## begin DATASET RECORDS
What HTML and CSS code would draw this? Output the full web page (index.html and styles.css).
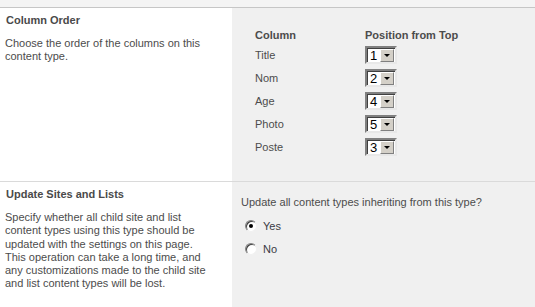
FILE: index.html
```html
<!DOCTYPE html>
<html lang="en">
<head>
    <meta charset="UTF-8">
    <title>Content Type Settings</title>
    <link rel="stylesheet" href="styles.css">
</head>
<body>
    <div class="topbar"></div>

    <div class="section">
        <div class="desc">
            <h3>Column Order</h3>
            <p>Choose the order of the columns on this content type.</p>
        </div>
        <div class="controls order">
            <div class="order-grid">
                <div class="col-head">Column</div>
                <div class="col-head">Position from Top</div>

                <div class="col-name">Title</div>
                <div class="pick"><span class="pick-value">1</span><span class="pick-btn"></span></div>

                <div class="col-name">Nom</div>
                <div class="pick"><span class="pick-value">2</span><span class="pick-btn"></span></div>

                <div class="col-name">Age</div>
                <div class="pick"><span class="pick-value">4</span><span class="pick-btn"></span></div>

                <div class="col-name">Photo</div>
                <div class="pick"><span class="pick-value">5</span><span class="pick-btn"></span></div>

                <div class="col-name">Poste</div>
                <div class="pick"><span class="pick-value">3</span><span class="pick-btn"></span></div>
            </div>
        </div>
    </div>

    <div class="section last">
        <div class="desc">
            <h3>Update Sites and Lists</h3>
            <p>Specify whether all child site and list content types using this type should be updated with the settings on this page. This operation can take a long time, and any customizations made to the child site and list content types will be lost.</p>
        </div>
        <div class="controls update">
            <div class="question">Update all content types inheriting from this type?</div>
            <label class="radio-row"><span class="radio checked"></span>Yes</label>
            <label class="radio-row"><span class="radio"></span>No</label>
        </div>
    </div>
</body>
</html>
```

FILE: styles.css
```css
body, html {
    margin: 0;
    padding: 0;
    background-color: #fff;
    font-family: 'Liberation Sans', Arial, sans-serif;
    font-size: 11px;
    color: #4c4c4c;
}
body {
    display: flex;
    flex-direction: column;
    min-height: 100vh;
}
.topbar {
    height: 7px;
    background-color: #f4f4f4;
    border-bottom: 1px solid #c6c6c6;
}
.section {
    display: grid;
    grid-template-columns: 232px 1fr;
    border-bottom: 1px solid #dadada;
}
.section.last {
    flex: 1;
    border-bottom: none;
}
.desc {
    padding: 6px 24px 0 5px;
}
.desc h3 {
    margin: 0 0 10px 1px;
    font-size: 11px;
    line-height: 13px;
    font-weight: bold;
    color: #4a4a4a;
}
.desc p {
    margin: 0;
    line-height: 13.3px;
}
.controls {
    background-color: #f0f0f0;
}
.order {
    padding: 21px 23px 25px;
}
.order-grid {
    display: grid;
    grid-template-columns: 110px auto;
    row-gap: 5px;
    align-items: center;
}
.col-head {
    font-weight: bold;
    line-height: 13px;
    margin-bottom: -1px;
}
.col-name {
    line-height: 18px;
}
.pick {
    display: flex;
    width: 28px;
    height: 14px;
    border: 2px solid;
    border-color: #808080 #e8e8e8 #e8e8e8 #808080;
    box-shadow: inset 1px 1px 0 #404040;
    background-color: #fff;
}
.pick-value {
    flex: 1;
    padding-left: 3px;
    font-size: 13px;
    line-height: 15px;
    color: #000;
}
.pick-btn {
    position: relative;
    width: 14px;
    height: 13px;
    margin: 1px 1px 0 0;
    background-color: #d4d0c8;
    border: 1px solid;
    border-color: #fff #808080 #808080 #fff;
    box-sizing: border-box;
}
.pick-btn::after {
    content: "";
    position: absolute;
    left: 3px;
    top: 4px;
    border-left: 3px solid transparent;
    border-right: 3px solid transparent;
    border-top: 3px solid #000;
}
.update {
    padding: 14px 9px 10px;
}
.question {
    line-height: 13px;
    margin-bottom: 8px;
}
.radio-row {
    display: flex;
    align-items: center;
    height: 18px;
    margin-bottom: 5px;
    padding-left: 4px;
    color: #3a3a44;
}
.radio {
    position: relative;
    width: 10px;
    height: 10px;
    margin-right: 6px;
    border-radius: 50%;
    border: 1px solid;
    border-color: #808080 #f0f0f0 #f0f0f0 #808080;
    background-color: #fff;
    box-shadow: inset 1px 1px 0 #404040;
}
.radio.checked::after {
    content: "";
    position: absolute;
    left: 3px;
    top: 3px;
    width: 4px;
    height: 4px;
    border-radius: 50%;
    background-color: #000;
}
```
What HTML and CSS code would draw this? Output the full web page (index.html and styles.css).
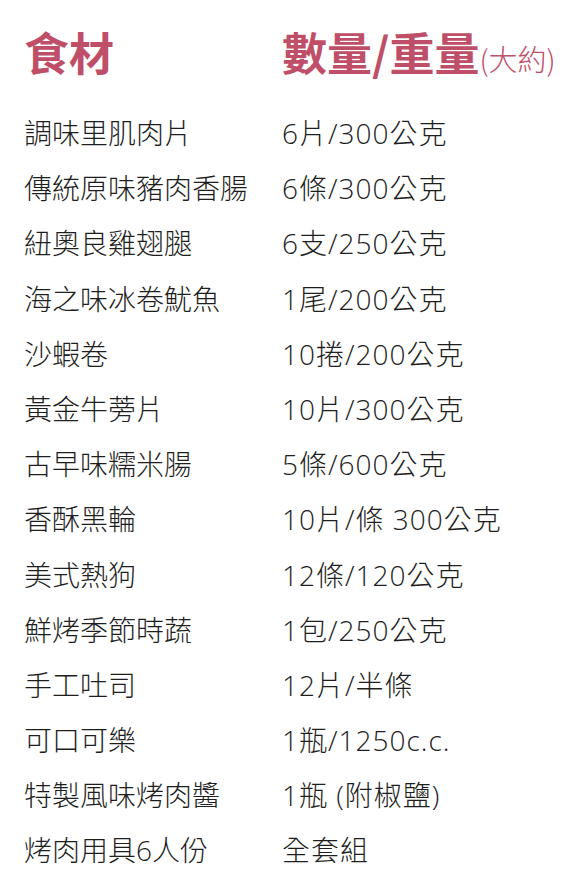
## end DATASET RECORDS
#### THE EXERCISE:
Leave out the pictures and copy the rest of the material above exactly.

#### EXERCISE ANSWER:
What HTML and CSS code would draw this? Output the full web page (index.html and styles.css).
FILE: index.html
```html
<!DOCTYPE html>
<html lang="en">
<head>
    <meta charset="UTF-8">
    <title>Content Type Settings</title>
    <link rel="stylesheet" href="styles.css">
</head>
<body>
    <div class="topbar"></div>

    <div class="section">
        <div class="desc">
            <h3>Column Order</h3>
            <p>Choose the order of the columns on this content type.</p>
        </div>
        <div class="controls order">
            <div class="order-grid">
                <div class="col-head">Column</div>
                <div class="col-head">Position from Top</div>

                <div class="col-name">Title</div>
                <div class="pick"><span class="pick-value">1</span><span class="pick-btn"></span></div>

                <div class="col-name">Nom</div>
                <div class="pick"><span class="pick-value">2</span><span class="pick-btn"></span></div>

                <div class="col-name">Age</div>
                <div class="pick"><span class="pick-value">4</span><span class="pick-btn"></span></div>

                <div class="col-name">Photo</div>
                <div class="pick"><span class="pick-value">5</span><span class="pick-btn"></span></div>

                <div class="col-name">Poste</div>
                <div class="pick"><span class="pick-value">3</span><span class="pick-btn"></span></div>
            </div>
        </div>
    </div>

    <div class="section last">
        <div class="desc">
            <h3>Update Sites and Lists</h3>
            <p>Specify whether all child site and list content types using this type should be updated with the settings on this page. This operation can take a long time, and any customizations made to the child site and list content types will be lost.</p>
        </div>
        <div class="controls update">
            <div class="question">Update all content types inheriting from this type?</div>
            <label class="radio-row"><span class="radio checked"></span>Yes</label>
            <label class="radio-row"><span class="radio"></span>No</label>
        </div>
    </div>
</body>
</html>
```

FILE: styles.css
```css
body, html {
    margin: 0;
    padding: 0;
    background-color: #fff;
    font-family: 'Liberation Sans', Arial, sans-serif;
    font-size: 11px;
    color: #4c4c4c;
}
body {
    display: flex;
    flex-direction: column;
    min-height: 100vh;
}
.topbar {
    height: 7px;
    background-color: #f4f4f4;
    border-bottom: 1px solid #c6c6c6;
}
.section {
    display: grid;
    grid-template-columns: 232px 1fr;
    border-bottom: 1px solid #dadada;
}
.section.last {
    flex: 1;
    border-bottom: none;
}
.desc {
    padding: 6px 24px 0 5px;
}
.desc h3 {
    margin: 0 0 10px 1px;
    font-size: 11px;
    line-height: 13px;
    font-weight: bold;
    color: #4a4a4a;
}
.desc p {
    margin: 0;
    line-height: 13.3px;
}
.controls {
    background-color: #f0f0f0;
}
.order {
    padding: 21px 23px 25px;
}
.order-grid {
    display: grid;
    grid-template-columns: 110px auto;
    row-gap: 5px;
    align-items: center;
}
.col-head {
    font-weight: bold;
    line-height: 13px;
    margin-bottom: -1px;
}
.col-name {
    line-height: 18px;
}
.pick {
    display: flex;
    width: 28px;
    height: 14px;
    border: 2px solid;
    border-color: #808080 #e8e8e8 #e8e8e8 #808080;
    box-shadow: inset 1px 1px 0 #404040;
    background-color: #fff;
}
.pick-value {
    flex: 1;
    padding-left: 3px;
    font-size: 13px;
    line-height: 15px;
    color: #000;
}
.pick-btn {
    position: relative;
    width: 14px;
    height: 13px;
    margin: 1px 1px 0 0;
    background-color: #d4d0c8;
    border: 1px solid;
    border-color: #fff #808080 #808080 #fff;
    box-sizing: border-box;
}
.pick-btn::after {
    content: "";
    position: absolute;
    left: 3px;
    top: 4px;
    border-left: 3px solid transparent;
    border-right: 3px solid transparent;
    border-top: 3px solid #000;
}
.update {
    padding: 14px 9px 10px;
}
.question {
    line-height: 13px;
    margin-bottom: 8px;
}
.radio-row {
    display: flex;
    align-items: center;
    height: 18px;
    margin-bottom: 5px;
    padding-left: 4px;
    color: #3a3a44;
}
.radio {
    position: relative;
    width: 10px;
    height: 10px;
    margin-right: 6px;
    border-radius: 50%;
    border: 1px solid;
    border-color: #808080 #f0f0f0 #f0f0f0 #808080;
    background-color: #fff;
    box-shadow: inset 1px 1px 0 #404040;
}
.radio.checked::after {
    content: "";
    position: absolute;
    left: 3px;
    top: 3px;
    width: 4px;
    height: 4px;
    border-radius: 50%;
    background-color: #000;
}
```
What HTML and CSS code would draw this? Output the full web page (index.html and styles.css).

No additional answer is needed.